Student Loan Conqueror Joshua Holt from Biglaw Investor

student loan debt | payoff debt | biglaw investor

Happy tiny Friday friends! I’m excited for another installment of Student Loan Conquerors. Student Loan Conquerors is an interview series where I talk with some awesome people tackling their student loan debt head on and finding out how they are doing it and what inspired them to start in the first place.

If you are interested in participating please contact me and share a little information about your student loan debt situation.

Today, I’m excited to have Joshua Holt from Biglaw Investor. Joshua Holt is a practicing private equity M&A lawyer living in Brooklyn and working in New York. He blogs at The Biglaw Investor where he interacts with other lawyers who are trying not to do stupid things with their money. In addition to personal finance, he writes about financial independence, early retirement and investing. Now onto the interview!

When did you graduate and with what degree?

I graduated in 2009 with a law degree (and 2004 with a bachelor degree).

What was the maximum amount of student loans you owed and where do you stand now?

The height of my student loan debt was $191,984.91. I also had a $10,000 salary advance that I owed to my law firm because they let us borrow money to help cover expenses during the four months we were deferred from our original start date. That means a total of $201,984.91. It was pretty ugly. Today I have no debt of any kind.

When did you start to focus on your student loans and what motivated you to do so?

I started focusing on day 1 at the new job. I could tell that many lawyers in Biglaw had a brutal, nasty, and short career. This was during the Great Recession, so it was quite common to read about law firms letting go significant percentages of their associates.

I also recognized pretty quickly that the average 6.8% interest rates on my loan were causing a lot of problems. The first year I paid over $12,000 in interest alone on my student loans. That’s a shockingly high amount of money, even when you are fortunate enough to be making $160,000.

Since I had to clear $12,000 before I could even begin to make a payment on the principal balance of the loan, I knew I needed to move quickly and decisively if I had any hope of paying off the loans.

Nothing motivates you more than an impending feeling of doom. (editor’s note: YES!!)

What is the one action you’ve taken that has made the biggest difference in your finances?

Tracking my finances and being conscious about spending.

In my experience, most people make good financial decisions when they’re aware of what’s happening. The problem that trips all of us up is that we get busy with our real lives and money is spent (or decisions are made) without thinking through the consequences. Just being present and aware has made a huge difference in my bottom line.

What is the best piece of financial advice you’ve received?

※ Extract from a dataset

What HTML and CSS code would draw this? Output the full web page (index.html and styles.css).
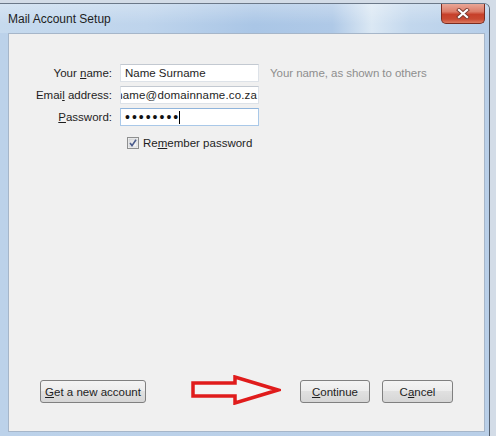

As a high-earner, you should be doing all kinds of saving at the same time. When I first started, I asked myself the common question of whether I should focus on paying off debt, contributing to retirement accounts, investing or saving for a down payment.

Then someone told me I should be doing all four and a lightbulb went off. It wasn’t going to be “good enough” to save $18,000 a year in my 401(k). I needed to do it all and I needed to do it at the same time. This meant maxing out my 401(k), getting in on the student loan refinancing and saving cash for a down payment.

RelatedRefinancing Student Loans – SoFi Review

I’m extremely lucky to be in such a position but getting caught up focusing on only one financial goal is an easy way to let money slip through your fingers. When I realized you should be saving for everything, it really put the pressure on me to make significant savings on my debt.

Related: How much money should I have saved?

What is one piece of advice you would give to others paying down student loans?

It gets better.

Nobody likes paying off debt and quite frankly you don’t feel much better owing $130,000 than you did owing $140,000. It’s hard to motivate yourself when you’re paying off what feels like an insurmountable mountain.

However, slowly but surely it does get better. Crossing -$100,000 is a pretty big deal. Getting down to 1-2 loans is a big deal. You just have to keep at it.

I think this means you need to be flexible with yourself when it comes to student loan repayment. Some months will be better than others and that’s okay. It’s a marathon, not a sprint, so focus on taking care of yourself so that you can make the long journey.

If you could do it all over again, would you? Why or why not?

I am not sure. It worked out well for me, but it’s such a gamble (one that I didn’t understand in 2006 when I started law school).

I enjoy my practice and am glad that I do what I do, but I’m also aware that many of my peers that graduated in 2009 didn’t have it so lucky.

Are you actually utilizing your degree? If not, why not?

Yes, I’m a practicing private equity M&A lawyer in NYC at a Biglaw firm, so as I mentioned previously – I’m one of the lucky ones (or, perhaps, unlucky depending on how you see it)!

Anything you’d like to plug/share with LDMW readers?

If you’re a lawyer, stop by my site The Biglaw Investor. You might pick up a few good ideas (or at least keep yourself from making a few mistakes).

The End

Thank you, Josh! I appreciate you being a part of Student Loan Conqueror Series. I’m excited to have featured someone who has already reached debt freedom (I’ll see you there someday)!